LAS VEGAS (KLAS) — November brought more than 1,800 cases of RSV (respiratory syncytial virus) to Southern Nevada — a 200% increase over the same time last year, according to the health district.

A Friday news release from the Southern Nevada Health District warns the community about the possible impacts of seasonal respiratory illnesses — both for people who get sick, and for the health care system in general. Pediatric hospital rooms have filled up during the surge of RSV cases, and hospitals have had to move some older children to adult hospital beds. Pressure on neonatal intensive care units has also increased, with occupancy at 100%, according to the Nevada Hospital Association. Only about 600 RSV cases were reported in November 2021 as people continued to follow COVID-19 protocols that helped reduce the spread of respiratory illnesses overall.

Individuals with higher risk of complications should be cautious as RSV, flu and COVID-19 cases increase during winter months.

RSV usually causes mild, cold-like symptoms, SNHD said. It’s a common respiratory virus that primarily spreads when an infected person coughs or sneezes. But risks can be greater in infants less than 6 months old, children under the age of 2, and older adults with underlying health conditions like asthma or congestive heart failure, SNHD said. About all you can do is try to reduce symptoms — there is no vaccine.

Flu has also been in the news. The first deaths of the season were reported last week — one woman in her 40s and one in her 60s. SNHD reports 67 flu hospitalizations for the week of Nov. 13-19 — a 72% increase over the previous week. Statewide, 140 hospitalizations have been reported so far. There are flu vaccines available, and SNHD urges residents to get vaccinated. The vaccine is recommended for everyone 6 months and older.

And COVID-19 hasn’t gone away. New variants have been circulating over the past two months. The Centers for Disease Control and Prevention has elevated the community level in Clark County and neighboring Southern Nevada counties to “medium” as pressure on hospitals has begun to increase.

“The best way to protect yourself and others this season is to take proactive steps to stay healthy,” said Dr. Fermin Leguen, SNHD Health Officer. “There is no vaccine for RSV, but vaccines for seasonal flu and COVID-19 are readily available, and there are additional measures everyone can take to stay safer and healthier this winter.”
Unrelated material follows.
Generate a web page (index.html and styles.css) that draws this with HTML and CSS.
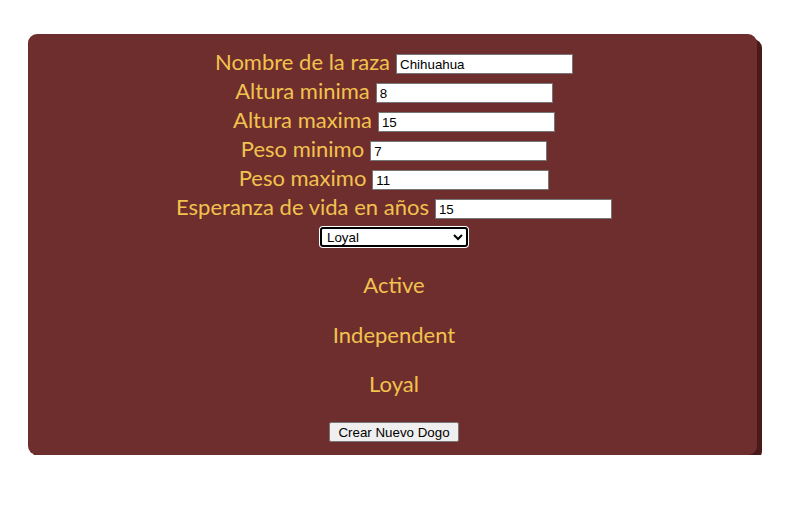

SNHD recommends that all people, but especially those who are more at risk for severe illness or live with someone who is, take extra precautions at this time:

  • Wash hands frequently with soap and running water. Use an alcohol-based hand sanitizer if soap and water are not available.
  • Cover coughs and sneezes with a tissue. Throw the tissue away after using it.
  • Consider wearing a well-fitting, good-quality mask when indoors or in crowded spaces
  • Avoid close contact with people who are sick.
  • Clean commonly touched surfaces.
  • Stay home when sick and limit contact with others.
  • Take a COVID-19 test. People who develop flu-like symptoms should take a COVID-19 test, especially if they have underlying conditions that put them more at risk for severe illness or hospitalization from flu or COVID.